▶ [What you have to do]
What is the number of lines holding the word "components"? Give that number alone.

▶ [Raw data]
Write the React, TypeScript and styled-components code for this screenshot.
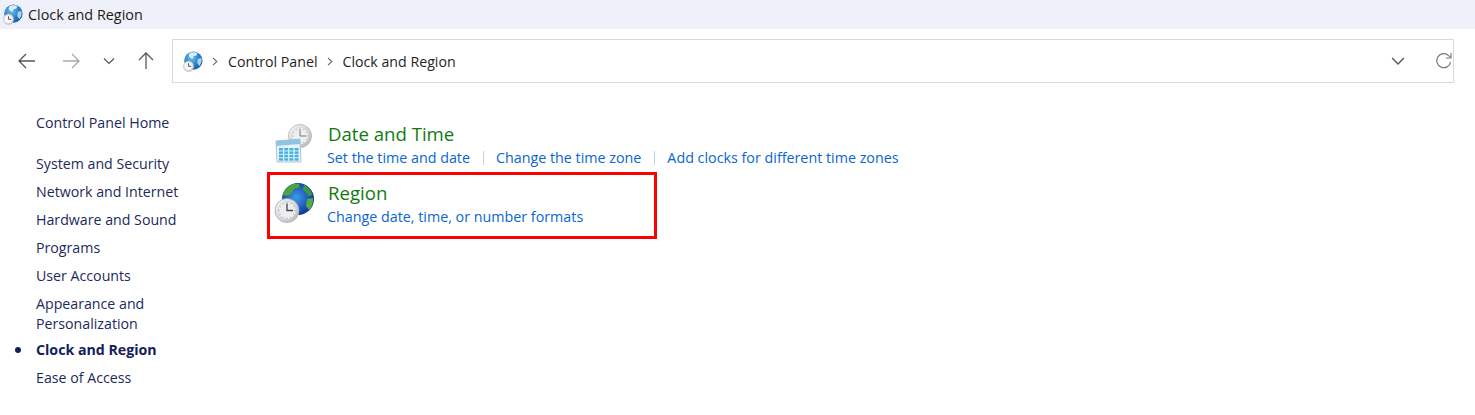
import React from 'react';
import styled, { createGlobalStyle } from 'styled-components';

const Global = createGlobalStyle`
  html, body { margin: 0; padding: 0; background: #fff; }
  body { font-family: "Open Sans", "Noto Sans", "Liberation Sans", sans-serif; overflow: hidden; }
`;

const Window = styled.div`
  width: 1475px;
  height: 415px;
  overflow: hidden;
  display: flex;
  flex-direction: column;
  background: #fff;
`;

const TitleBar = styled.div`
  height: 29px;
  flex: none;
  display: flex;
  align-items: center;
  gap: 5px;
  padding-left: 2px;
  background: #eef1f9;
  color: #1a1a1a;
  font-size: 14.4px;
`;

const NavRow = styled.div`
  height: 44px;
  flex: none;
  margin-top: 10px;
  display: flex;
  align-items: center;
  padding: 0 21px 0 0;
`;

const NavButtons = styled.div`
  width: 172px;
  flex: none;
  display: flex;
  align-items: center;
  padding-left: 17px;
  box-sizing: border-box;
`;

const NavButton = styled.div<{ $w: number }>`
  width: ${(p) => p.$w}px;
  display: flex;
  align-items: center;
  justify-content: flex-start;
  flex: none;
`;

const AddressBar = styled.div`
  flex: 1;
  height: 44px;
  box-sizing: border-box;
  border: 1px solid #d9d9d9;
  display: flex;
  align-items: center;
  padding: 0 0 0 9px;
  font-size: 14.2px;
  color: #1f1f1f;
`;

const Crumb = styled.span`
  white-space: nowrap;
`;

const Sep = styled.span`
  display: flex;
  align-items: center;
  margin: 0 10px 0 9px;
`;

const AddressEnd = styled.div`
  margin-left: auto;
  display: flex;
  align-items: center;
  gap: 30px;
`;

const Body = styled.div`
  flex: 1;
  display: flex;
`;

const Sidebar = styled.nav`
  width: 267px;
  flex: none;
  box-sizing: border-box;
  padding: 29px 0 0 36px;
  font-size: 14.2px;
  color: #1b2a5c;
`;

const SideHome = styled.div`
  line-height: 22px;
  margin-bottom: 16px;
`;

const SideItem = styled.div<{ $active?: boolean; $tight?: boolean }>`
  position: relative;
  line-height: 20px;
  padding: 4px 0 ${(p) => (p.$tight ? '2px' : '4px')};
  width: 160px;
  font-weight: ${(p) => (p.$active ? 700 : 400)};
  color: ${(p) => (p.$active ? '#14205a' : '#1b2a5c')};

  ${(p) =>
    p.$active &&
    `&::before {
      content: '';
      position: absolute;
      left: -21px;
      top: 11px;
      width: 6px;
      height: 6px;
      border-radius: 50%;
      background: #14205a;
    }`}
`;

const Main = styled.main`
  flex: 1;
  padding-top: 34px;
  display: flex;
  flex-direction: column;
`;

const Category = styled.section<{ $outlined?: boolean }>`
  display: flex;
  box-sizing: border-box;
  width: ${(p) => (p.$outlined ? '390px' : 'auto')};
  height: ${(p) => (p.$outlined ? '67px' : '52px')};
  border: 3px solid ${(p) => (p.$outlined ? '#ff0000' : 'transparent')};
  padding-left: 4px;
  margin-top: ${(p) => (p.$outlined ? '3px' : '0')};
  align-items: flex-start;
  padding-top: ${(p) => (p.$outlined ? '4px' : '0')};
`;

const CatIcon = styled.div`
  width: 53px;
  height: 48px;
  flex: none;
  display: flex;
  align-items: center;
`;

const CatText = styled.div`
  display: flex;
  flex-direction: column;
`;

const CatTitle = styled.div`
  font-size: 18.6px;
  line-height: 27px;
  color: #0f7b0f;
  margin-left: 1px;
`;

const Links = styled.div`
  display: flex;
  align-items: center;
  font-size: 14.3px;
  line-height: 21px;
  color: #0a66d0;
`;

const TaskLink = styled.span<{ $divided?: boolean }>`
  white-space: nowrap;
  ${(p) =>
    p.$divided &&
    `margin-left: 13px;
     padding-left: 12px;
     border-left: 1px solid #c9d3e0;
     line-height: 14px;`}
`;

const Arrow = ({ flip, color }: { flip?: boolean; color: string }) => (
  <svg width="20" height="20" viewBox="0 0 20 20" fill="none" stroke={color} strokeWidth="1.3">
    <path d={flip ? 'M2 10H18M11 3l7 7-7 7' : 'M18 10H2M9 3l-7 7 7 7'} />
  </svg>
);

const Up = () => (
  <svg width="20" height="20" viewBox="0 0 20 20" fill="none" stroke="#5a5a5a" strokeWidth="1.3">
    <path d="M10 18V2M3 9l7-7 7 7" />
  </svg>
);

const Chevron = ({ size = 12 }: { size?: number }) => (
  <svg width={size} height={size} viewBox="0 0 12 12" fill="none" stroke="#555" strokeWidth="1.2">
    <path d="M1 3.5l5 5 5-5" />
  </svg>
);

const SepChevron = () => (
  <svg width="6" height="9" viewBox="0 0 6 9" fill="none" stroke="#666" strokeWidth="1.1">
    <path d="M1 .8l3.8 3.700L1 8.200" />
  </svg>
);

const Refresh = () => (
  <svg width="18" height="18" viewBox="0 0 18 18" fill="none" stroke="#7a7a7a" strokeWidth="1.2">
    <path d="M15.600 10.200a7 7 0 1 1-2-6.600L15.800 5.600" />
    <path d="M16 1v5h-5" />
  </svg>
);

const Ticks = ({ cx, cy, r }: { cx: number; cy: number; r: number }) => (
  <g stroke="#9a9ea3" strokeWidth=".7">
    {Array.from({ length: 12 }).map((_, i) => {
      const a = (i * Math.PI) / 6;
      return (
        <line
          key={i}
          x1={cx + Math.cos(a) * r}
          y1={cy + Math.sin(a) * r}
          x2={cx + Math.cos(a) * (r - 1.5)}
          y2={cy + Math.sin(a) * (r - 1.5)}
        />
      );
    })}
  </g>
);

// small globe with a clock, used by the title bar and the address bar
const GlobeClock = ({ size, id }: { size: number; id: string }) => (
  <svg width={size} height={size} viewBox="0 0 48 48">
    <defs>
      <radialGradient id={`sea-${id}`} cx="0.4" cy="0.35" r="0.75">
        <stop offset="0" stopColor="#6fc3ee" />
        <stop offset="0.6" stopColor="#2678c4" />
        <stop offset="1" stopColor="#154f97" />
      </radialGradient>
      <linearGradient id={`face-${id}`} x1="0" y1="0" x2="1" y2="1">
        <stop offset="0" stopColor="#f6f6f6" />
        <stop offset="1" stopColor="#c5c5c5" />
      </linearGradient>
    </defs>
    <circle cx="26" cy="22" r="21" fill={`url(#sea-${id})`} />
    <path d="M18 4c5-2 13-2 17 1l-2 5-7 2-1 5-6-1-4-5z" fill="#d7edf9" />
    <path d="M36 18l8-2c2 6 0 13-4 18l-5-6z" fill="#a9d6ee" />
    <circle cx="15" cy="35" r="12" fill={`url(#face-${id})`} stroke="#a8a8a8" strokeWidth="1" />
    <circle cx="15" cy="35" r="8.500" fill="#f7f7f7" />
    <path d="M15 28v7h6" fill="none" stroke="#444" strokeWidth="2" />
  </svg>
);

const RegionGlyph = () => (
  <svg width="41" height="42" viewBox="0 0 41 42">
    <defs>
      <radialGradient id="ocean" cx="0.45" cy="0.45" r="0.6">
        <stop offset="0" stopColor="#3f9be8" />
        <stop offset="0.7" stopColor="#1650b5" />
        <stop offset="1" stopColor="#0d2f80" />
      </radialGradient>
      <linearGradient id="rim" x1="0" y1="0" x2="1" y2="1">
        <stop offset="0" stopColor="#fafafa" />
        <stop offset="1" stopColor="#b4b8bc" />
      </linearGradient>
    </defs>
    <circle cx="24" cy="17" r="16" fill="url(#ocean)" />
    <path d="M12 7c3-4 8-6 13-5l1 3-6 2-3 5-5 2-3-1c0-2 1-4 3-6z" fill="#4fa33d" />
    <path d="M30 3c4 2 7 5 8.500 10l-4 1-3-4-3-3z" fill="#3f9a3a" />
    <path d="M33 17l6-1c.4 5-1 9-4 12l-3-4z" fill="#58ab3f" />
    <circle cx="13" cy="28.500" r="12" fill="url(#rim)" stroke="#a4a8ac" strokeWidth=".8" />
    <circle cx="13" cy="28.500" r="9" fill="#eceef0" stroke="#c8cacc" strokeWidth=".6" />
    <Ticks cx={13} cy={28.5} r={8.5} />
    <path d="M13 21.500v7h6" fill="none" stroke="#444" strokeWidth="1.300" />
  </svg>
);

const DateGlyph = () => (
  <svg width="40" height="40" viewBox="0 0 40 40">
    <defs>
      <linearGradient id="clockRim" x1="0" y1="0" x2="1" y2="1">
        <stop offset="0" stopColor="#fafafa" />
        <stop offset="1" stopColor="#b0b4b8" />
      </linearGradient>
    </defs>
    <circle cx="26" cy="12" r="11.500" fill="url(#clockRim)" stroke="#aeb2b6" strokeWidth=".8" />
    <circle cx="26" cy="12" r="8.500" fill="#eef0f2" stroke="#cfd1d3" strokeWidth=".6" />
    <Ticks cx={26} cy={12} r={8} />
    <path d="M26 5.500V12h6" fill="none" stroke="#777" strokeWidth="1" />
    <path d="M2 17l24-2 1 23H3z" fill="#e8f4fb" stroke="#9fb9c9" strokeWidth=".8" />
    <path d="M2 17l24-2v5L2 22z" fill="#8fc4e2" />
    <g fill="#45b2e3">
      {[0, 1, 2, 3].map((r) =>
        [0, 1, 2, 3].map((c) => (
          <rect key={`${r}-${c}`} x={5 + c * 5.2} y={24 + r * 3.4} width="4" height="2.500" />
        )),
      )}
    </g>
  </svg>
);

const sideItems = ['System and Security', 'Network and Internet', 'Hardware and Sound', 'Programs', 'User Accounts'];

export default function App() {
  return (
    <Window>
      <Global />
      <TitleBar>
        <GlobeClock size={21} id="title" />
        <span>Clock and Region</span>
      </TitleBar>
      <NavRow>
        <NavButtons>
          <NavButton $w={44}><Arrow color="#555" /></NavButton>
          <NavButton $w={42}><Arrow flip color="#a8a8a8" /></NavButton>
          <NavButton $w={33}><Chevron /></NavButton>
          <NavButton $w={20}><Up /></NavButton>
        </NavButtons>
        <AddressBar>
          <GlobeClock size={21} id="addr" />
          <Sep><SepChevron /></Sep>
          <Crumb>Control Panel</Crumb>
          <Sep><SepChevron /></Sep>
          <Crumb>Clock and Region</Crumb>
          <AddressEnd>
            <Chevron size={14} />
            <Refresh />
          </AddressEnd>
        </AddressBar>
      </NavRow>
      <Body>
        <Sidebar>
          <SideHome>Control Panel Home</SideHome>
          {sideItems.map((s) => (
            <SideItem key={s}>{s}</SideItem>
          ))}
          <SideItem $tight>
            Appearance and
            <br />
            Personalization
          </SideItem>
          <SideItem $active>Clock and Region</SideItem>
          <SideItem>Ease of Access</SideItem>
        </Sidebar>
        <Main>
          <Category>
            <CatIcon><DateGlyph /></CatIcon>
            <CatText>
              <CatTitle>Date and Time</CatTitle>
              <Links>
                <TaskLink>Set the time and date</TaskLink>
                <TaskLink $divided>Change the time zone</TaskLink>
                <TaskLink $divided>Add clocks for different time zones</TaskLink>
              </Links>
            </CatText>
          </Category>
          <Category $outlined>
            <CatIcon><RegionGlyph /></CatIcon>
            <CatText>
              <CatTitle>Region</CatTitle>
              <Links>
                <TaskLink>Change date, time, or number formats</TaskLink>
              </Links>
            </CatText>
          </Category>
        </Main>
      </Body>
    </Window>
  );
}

▶ [Written solution]
2